Meta AI researchers have achieved a groundbreaking advancement in generative AI for speech with the introduction of Voicebox. This cutting-edge model has the unique ability to generalize across various speech-generation tasks, surpassing previous state-of-the-art performance. Voicebox utilizes a method called Flow Matching, which outperforms diffusion models and enables the model to modify any part of a given audio sample. With remarkable results in intelligibility, audio similarity, and task versatility, Voicebox represents a significant breakthrough in generative speech models.
A New Approach to Speech Generation
Existing speech synthesizers have limitations, primarily due to their dependence on meticulously prepared training data. Voicebox overcomes this limitation by building upon the Flow Matching model, allowing it to learn from raw audio and an accompanying transcription. By training on more than 50,000 hours of recorded speech and transcripts from public domain audiobooks in multiple languages, Voicebox can predict and generate speech segments based on the surrounding audio and transcript context. This innovative approach enhances the model’s ability to generate speech in the middle of an audio recording without requiring the recreation of the entire input.

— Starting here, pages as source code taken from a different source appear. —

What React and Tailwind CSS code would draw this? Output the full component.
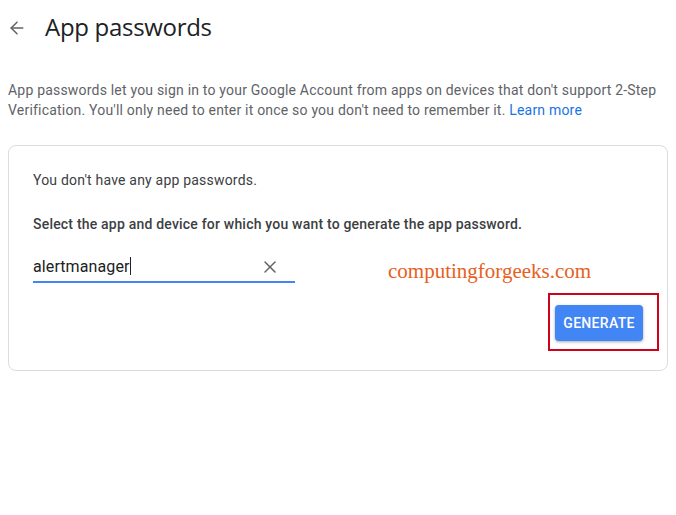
import { ArrowLeft, X } from "lucide-react";

export default function App() {
  return (
    <div className="relative w-[676px] h-[515px] bg-white font-['Roboto',sans-serif] text-[#3c4043]">
      {/* Header */}
      <div className="flex items-center h-[56px] pl-[7px]">
        <ArrowLeft className="w-[20px] h-[20px] text-[#5f6368]" strokeWidth={1.8} />
        <h1 className="ml-[18px] text-[24px] font-['Open_Sans',sans-serif] text-[#202124] tracking-[-0.3px] leading-none -mt-[2px]">
          App passwords
        </h1>
      </div>

      {/* Description */}
      <p className="mt-[24px] px-[8px] text-[14px] leading-[20px] tracking-[0.2px] text-[#5f6368]">
        App passwords let you sign in to your Google Account from apps on devices that don't support 2-Step
        Verification. You'll only need to enter it once so you don't need to remember it.{" "}
        <span className="text-[#1a73e8]">Learn more</span>
      </p>

      {/* Card */}
      <div className="relative mx-[8px] mt-[25px] w-[660px] border border-[#dadce0] rounded-[8px] pl-[24px] pr-[24px] pt-[24px] pb-[29px]">
        <p className="text-[14px] leading-[20px] tracking-[0.2px] text-[#3c4043]">You don't have any app passwords.</p>
        <p className="mt-[24px] text-[14px] leading-[20px] tracking-[0.2px] font-medium text-[#3c4043]">
          Select the app and device for which you want to generate the app password.
        </p>

        <div className="mt-[22px] w-[262px] flex items-center border-b-2 border-[#4285f4] pb-[3px]">
          <span className="flex-1 text-[16px] leading-[22px] tracking-[0.1px] text-[#202124]">
            alertmanager<span className="inline-block w-px h-[18px] bg-[#202124] align-[-3px]" />
          </span>
          <X className="w-[20px] h-[20px] text-[#5f6368] mr-[15px]" strokeWidth={1.8} />
        </div>

        <div className="flex justify-end mt-[22px]">
          <button className="w-[88px] h-[36px] rounded-[4px] bg-[#4285f4] text-white text-[14px] font-medium tracking-[0.3px] shadow-[0_1px_3px_rgba(0,0,0,0.35)]">
            GENERATE
          </button>
        </div>

        {/* Watermark */}
        <span className="absolute left-[379px] top-[115px] text-[21px] leading-none font-['Liberation_Serif',serif] text-[#e8601c]">
          computingforgeeks.com
        </span>

        {/* Highlight box */}
        <div className="absolute left-[539px] top-[147px] w-[111px] h-[58px] border-2 border-[#d0021b]" />
      </div>
    </div>
  );
}
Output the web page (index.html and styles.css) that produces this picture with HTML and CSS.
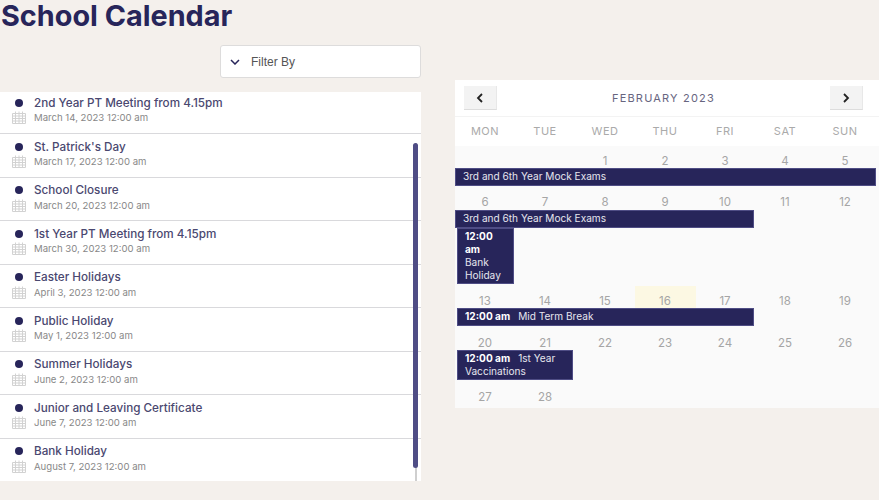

Versatile Applications of Voicebox
Voicebox’s capabilities extend across various speech-generation tasks, demonstrating its versatility and potential impact.
In-context text-to-speech synthesis
Voicebox can synthesize speech by matching the audio style of a given input sample as short as two seconds. This feature holds promise for future projects, such as enabling speech for individuals who cannot speak or allowing customization of voices used by non-player characters and virtual assistants.
Cross-lingual style transfer
With the ability to generate speech in multiple languages, Voicebox can read passages of text in languages including English, French, German, Spanish, Polish, and Portuguese. This breakthrough has the potential to facilitate natural and authentic communication between individuals who speak different languages.
Speech denoising and editing
Voicebox’s in-context learning enables seamless editing of audio recordings. It can effectively remove short-duration noise or replace misspoken words within a speech segment without requiring the entire recording to be redone. This capability may revolutionize audio editing, making it as accessible as popular image-editing tools have made photo adjustments.
Diverse speech sampling
Having learned from diverse real-world data, Voicebox generates speech that is more representative of how people naturally speak. This capability can aid in generating synthetic data for training speech assistant models. Remarkably, speech recognition models trained on Voicebox-generated synthetic speech perform nearly as well as those trained on real speech, with only a 1 percent error rate degradation compared to previous text-to-speech models’ 45 to 70 percent degradation. For cross-lingual style transfer, Voicebox outperforms YourTTS to reduce average word error rate from 10.9 percent to 5.2 percent, and improves audio similarity from 0.335 to 0.481.
Sharing generative AI research responsibly
While Voicebox represents a significant advancement in generative AI, Meta AI acknowledges the potential risks and responsibly handles its release. To address concerns of misuse, a highly effective classifier has been developed to distinguish between authentic speech and audio generated with Voicebox. Although the model and code are not publicly available at this time, Meta AI shares audio samples and a detailed research paper outlining their approach and results, encouraging the research community to build upon their work and engage in conversations about responsible AI development.
Voicebox, Meta AI’s state-of-the-art generative AI model for speech, has achieved groundbreaking results by outperforming previous models in word error rates and audio style similarity. With its ability to generalize across tasks, Voicebox opens up exciting possibilities for various applications, including in-context text-to-speech synthesis, cross-lingual style transfer, speech denoising and editing, and diverse speech sampling. While Meta AI emphasizes responsible sharing of their research, they anticipate the positive impact Voicebox will have on the future of generative AI for speech and look forward to further advancements in the field.